[Records with interface code]
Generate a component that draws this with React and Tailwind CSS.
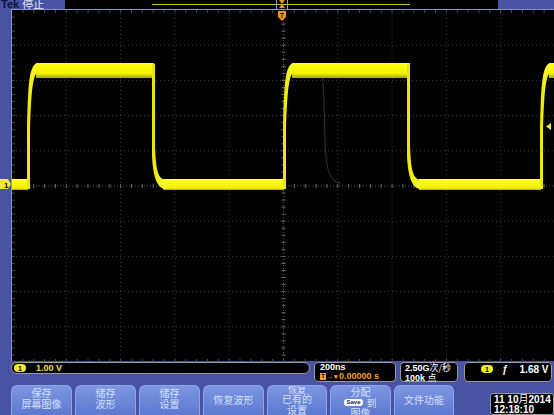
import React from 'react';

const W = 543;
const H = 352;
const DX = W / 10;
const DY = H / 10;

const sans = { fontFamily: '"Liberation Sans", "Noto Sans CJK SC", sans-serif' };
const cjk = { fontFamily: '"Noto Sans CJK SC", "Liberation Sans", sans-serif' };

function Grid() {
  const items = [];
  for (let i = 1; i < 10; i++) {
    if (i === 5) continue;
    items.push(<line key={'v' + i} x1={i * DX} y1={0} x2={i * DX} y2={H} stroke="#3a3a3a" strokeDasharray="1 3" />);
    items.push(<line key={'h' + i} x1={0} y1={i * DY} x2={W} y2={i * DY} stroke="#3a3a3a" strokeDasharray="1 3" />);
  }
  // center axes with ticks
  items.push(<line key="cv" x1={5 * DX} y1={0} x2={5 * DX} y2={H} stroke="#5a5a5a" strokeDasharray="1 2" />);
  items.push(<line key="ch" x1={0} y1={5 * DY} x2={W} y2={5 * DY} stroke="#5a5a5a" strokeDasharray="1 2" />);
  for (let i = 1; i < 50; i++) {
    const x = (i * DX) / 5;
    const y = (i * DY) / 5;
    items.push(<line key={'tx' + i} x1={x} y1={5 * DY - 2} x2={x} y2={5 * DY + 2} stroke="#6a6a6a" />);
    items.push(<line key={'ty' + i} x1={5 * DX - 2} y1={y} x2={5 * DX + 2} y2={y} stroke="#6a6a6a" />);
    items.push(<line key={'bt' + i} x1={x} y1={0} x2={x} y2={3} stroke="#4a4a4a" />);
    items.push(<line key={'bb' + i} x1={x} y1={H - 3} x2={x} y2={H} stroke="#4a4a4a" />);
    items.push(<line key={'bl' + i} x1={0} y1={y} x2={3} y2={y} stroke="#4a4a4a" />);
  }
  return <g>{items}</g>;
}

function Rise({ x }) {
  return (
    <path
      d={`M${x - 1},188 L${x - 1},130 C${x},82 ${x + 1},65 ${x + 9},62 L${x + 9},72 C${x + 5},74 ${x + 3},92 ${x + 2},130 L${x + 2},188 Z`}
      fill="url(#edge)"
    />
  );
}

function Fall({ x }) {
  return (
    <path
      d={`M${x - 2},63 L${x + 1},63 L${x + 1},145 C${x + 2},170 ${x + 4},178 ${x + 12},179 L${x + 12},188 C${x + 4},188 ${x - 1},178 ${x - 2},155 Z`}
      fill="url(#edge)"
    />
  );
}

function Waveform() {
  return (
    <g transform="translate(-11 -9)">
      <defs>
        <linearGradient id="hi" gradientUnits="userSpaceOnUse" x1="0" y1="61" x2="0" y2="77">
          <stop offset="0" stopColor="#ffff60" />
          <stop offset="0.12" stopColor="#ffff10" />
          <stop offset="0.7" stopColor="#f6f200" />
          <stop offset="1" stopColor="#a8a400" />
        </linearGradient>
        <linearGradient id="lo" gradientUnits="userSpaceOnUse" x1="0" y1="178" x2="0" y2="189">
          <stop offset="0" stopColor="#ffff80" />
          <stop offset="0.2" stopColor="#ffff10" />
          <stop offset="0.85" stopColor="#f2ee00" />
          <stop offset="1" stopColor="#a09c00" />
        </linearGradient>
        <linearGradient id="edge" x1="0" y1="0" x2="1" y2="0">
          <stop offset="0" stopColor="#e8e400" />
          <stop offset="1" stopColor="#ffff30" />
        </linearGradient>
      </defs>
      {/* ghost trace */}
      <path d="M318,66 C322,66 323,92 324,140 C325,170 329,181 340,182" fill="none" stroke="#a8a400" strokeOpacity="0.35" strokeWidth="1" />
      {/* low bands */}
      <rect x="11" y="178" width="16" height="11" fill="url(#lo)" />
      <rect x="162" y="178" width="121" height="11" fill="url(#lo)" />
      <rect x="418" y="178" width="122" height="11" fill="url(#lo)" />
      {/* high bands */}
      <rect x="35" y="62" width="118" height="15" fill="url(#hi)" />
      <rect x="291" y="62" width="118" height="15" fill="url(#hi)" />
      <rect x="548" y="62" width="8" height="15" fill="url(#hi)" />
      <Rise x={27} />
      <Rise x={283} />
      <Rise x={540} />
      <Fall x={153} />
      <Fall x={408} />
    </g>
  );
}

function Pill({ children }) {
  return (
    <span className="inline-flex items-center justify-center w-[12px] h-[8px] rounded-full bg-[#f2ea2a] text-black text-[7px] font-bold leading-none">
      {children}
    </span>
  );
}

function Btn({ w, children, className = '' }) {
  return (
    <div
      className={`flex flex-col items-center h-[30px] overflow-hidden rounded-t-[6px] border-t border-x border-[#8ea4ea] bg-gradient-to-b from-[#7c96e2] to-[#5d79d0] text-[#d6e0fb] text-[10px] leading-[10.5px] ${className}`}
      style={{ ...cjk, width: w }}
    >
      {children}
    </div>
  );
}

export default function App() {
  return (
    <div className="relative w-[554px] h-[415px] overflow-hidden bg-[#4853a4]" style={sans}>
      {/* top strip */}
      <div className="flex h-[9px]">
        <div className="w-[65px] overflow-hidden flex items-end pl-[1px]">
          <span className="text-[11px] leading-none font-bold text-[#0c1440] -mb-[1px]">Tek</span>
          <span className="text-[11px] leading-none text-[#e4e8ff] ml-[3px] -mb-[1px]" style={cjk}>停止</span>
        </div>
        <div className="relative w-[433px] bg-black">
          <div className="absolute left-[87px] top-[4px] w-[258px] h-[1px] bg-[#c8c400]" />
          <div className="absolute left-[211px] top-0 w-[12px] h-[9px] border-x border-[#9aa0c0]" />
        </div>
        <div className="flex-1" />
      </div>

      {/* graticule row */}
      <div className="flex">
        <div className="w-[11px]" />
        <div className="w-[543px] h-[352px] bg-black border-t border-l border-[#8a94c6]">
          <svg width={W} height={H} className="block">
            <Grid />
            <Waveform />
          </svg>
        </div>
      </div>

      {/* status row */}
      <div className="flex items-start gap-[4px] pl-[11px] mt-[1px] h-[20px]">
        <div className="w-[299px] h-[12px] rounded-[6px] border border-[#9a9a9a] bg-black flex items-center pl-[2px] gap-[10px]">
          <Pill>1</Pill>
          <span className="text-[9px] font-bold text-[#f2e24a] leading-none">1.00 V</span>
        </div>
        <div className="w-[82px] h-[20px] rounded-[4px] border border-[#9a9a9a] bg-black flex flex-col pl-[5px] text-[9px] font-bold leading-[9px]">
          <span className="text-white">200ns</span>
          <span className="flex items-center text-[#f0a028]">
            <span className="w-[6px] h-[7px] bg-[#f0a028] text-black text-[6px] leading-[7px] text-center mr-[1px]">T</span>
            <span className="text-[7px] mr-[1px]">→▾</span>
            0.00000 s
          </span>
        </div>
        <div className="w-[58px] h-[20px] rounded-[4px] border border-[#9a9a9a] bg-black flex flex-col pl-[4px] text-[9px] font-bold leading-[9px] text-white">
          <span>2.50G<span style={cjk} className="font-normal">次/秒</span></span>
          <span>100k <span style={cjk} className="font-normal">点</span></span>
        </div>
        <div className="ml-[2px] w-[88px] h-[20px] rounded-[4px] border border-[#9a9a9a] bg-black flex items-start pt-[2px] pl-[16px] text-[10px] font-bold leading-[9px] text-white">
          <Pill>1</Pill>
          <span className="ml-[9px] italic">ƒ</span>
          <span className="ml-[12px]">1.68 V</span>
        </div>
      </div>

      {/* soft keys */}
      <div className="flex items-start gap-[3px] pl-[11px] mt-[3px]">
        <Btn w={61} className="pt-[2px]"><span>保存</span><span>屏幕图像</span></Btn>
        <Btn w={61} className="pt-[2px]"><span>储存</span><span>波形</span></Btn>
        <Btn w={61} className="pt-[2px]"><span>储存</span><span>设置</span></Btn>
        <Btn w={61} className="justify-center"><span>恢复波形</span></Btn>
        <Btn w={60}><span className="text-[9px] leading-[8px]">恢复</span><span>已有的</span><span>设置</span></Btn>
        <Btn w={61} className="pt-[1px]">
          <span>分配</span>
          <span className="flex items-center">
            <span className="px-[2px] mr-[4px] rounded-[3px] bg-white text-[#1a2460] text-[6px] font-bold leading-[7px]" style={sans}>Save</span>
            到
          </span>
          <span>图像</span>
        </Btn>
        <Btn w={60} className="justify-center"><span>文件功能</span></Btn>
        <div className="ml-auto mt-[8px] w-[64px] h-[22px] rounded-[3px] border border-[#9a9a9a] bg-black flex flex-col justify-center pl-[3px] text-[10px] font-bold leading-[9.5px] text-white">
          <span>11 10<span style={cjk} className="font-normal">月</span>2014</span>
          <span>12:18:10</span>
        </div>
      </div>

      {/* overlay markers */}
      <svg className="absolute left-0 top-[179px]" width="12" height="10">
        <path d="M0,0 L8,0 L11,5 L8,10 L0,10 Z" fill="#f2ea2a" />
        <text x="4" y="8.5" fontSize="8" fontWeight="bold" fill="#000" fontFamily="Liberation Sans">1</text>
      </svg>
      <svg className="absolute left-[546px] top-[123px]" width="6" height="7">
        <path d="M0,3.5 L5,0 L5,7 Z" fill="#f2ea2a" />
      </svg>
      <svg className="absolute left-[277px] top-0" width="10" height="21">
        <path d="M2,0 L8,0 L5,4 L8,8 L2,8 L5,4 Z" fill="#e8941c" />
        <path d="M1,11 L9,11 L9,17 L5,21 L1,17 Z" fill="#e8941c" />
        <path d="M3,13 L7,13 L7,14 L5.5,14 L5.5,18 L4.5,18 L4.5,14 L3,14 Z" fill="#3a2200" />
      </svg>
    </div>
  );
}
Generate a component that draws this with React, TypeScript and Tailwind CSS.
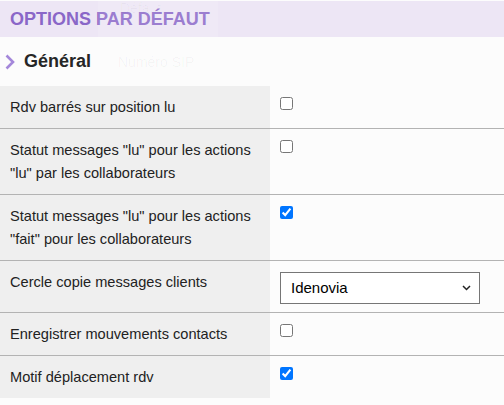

WHAT IS REQUIRED
Could you repeat exactly the lines from the first one of the records above through the line containing "const DY = H / 10;", leaving out any pictures?

SOLUTION BELOW
Generate a component that draws this with React and Tailwind CSS.
import React from 'react';

const W = 543;
const H = 352;
const DX = W / 10;
const DY = H / 10;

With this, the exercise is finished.